--- STORED DATA ---

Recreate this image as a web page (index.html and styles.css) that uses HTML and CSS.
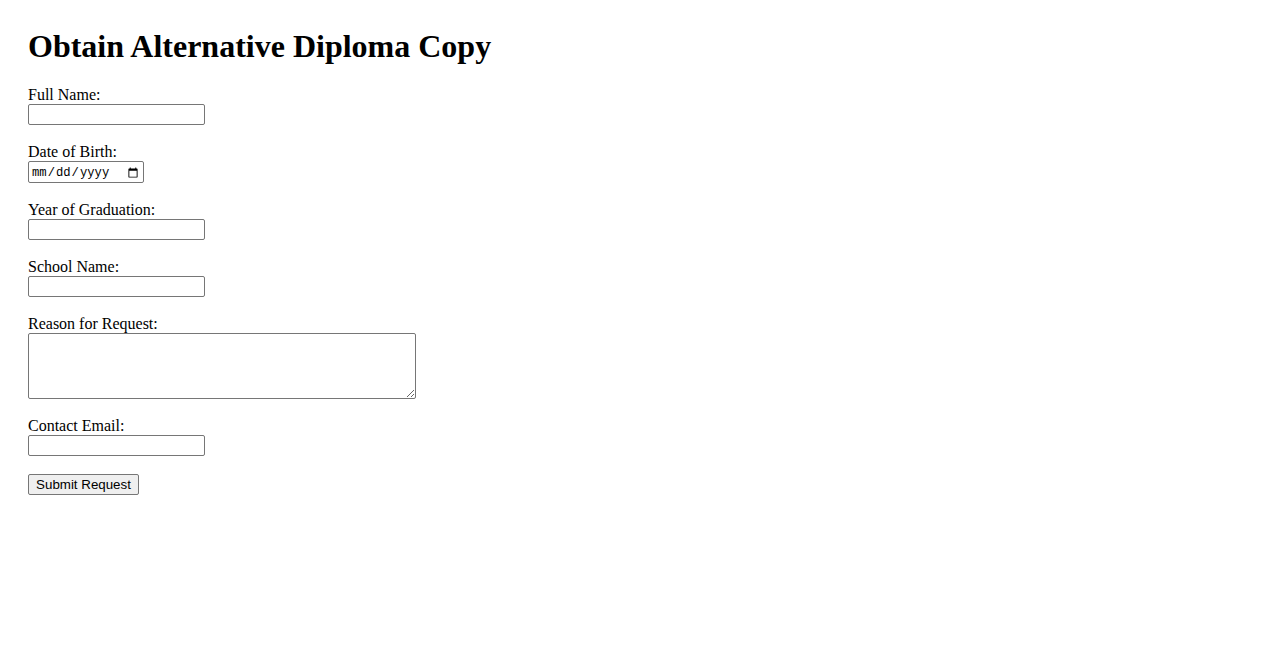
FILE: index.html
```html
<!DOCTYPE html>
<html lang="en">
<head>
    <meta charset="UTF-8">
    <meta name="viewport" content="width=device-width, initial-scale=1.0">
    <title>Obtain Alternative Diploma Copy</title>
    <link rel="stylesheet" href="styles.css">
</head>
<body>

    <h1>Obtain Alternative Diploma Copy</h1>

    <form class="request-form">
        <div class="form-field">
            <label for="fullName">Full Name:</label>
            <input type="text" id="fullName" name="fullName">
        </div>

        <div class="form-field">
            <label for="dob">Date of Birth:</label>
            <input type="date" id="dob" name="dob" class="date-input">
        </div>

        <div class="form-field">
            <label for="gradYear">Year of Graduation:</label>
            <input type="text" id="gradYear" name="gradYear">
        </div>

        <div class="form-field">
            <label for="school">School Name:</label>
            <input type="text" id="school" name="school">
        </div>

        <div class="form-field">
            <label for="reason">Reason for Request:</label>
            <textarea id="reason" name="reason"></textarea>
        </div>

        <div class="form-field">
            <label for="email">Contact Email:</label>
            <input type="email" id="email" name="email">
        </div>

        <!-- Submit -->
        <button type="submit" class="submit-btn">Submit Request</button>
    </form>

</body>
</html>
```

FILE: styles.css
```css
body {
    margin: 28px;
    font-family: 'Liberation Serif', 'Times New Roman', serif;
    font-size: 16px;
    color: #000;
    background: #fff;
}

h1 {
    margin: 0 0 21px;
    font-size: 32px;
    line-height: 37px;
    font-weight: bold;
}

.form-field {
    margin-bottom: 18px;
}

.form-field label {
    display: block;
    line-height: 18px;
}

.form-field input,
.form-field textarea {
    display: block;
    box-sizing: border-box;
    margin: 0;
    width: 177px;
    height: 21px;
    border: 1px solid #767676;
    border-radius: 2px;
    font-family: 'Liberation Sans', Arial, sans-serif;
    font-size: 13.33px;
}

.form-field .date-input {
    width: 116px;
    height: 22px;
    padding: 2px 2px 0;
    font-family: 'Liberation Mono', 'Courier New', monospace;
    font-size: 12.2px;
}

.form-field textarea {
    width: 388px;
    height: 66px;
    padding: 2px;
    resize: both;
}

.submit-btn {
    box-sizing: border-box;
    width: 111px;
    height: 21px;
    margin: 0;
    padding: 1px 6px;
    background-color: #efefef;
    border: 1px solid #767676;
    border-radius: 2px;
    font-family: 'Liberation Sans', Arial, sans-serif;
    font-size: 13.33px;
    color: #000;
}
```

---

Reproduce the material above verbatim; omit every picture.

Recreate this image as a web page (index.html and styles.css) that uses HTML and CSS.
FILE: index.html
```html
<!DOCTYPE html>
<html lang="en">
<head>
    <meta charset="UTF-8">
    <meta name="viewport" content="width=device-width, initial-scale=1.0">
    <title>Obtain Alternative Diploma Copy</title>
    <link rel="stylesheet" href="styles.css">
</head>
<body>

    <h1>Obtain Alternative Diploma Copy</h1>

    <form class="request-form">
        <div class="form-field">
            <label for="fullName">Full Name:</label>
            <input type="text" id="fullName" name="fullName">
        </div>

        <div class="form-field">
            <label for="dob">Date of Birth:</label>
            <input type="date" id="dob" name="dob" class="date-input">
        </div>

        <div class="form-field">
            <label for="gradYear">Year of Graduation:</label>
            <input type="text" id="gradYear" name="gradYear">
        </div>

        <div class="form-field">
            <label for="school">School Name:</label>
            <input type="text" id="school" name="school">
        </div>

        <div class="form-field">
            <label for="reason">Reason for Request:</label>
            <textarea id="reason" name="reason"></textarea>
        </div>

        <div class="form-field">
            <label for="email">Contact Email:</label>
            <input type="email" id="email" name="email">
        </div>

        <!-- Submit -->
        <button type="submit" class="submit-btn">Submit Request</button>
    </form>

</body>
</html>
```

FILE: styles.css
```css
body {
    margin: 28px;
    font-family: 'Liberation Serif', 'Times New Roman', serif;
    font-size: 16px;
    color: #000;
    background: #fff;
}

h1 {
    margin: 0 0 21px;
    font-size: 32px;
    line-height: 37px;
    font-weight: bold;
}

.form-field {
    margin-bottom: 18px;
}

.form-field label {
    display: block;
    line-height: 18px;
}

.form-field input,
.form-field textarea {
    display: block;
    box-sizing: border-box;
    margin: 0;
    width: 177px;
    height: 21px;
    border: 1px solid #767676;
    border-radius: 2px;
    font-family: 'Liberation Sans', Arial, sans-serif;
    font-size: 13.33px;
}

.form-field .date-input {
    width: 116px;
    height: 22px;
    padding: 2px 2px 0;
    font-family: 'Liberation Mono', 'Courier New', monospace;
    font-size: 12.2px;
}

.form-field textarea {
    width: 388px;
    height: 66px;
    padding: 2px;
    resize: both;
}

.submit-btn {
    box-sizing: border-box;
    width: 111px;
    height: 21px;
    margin: 0;
    padding: 1px 6px;
    background-color: #efefef;
    border: 1px solid #767676;
    border-radius: 2px;
    font-family: 'Liberation Sans', Arial, sans-serif;
    font-size: 13.33px;
    color: #000;
}
```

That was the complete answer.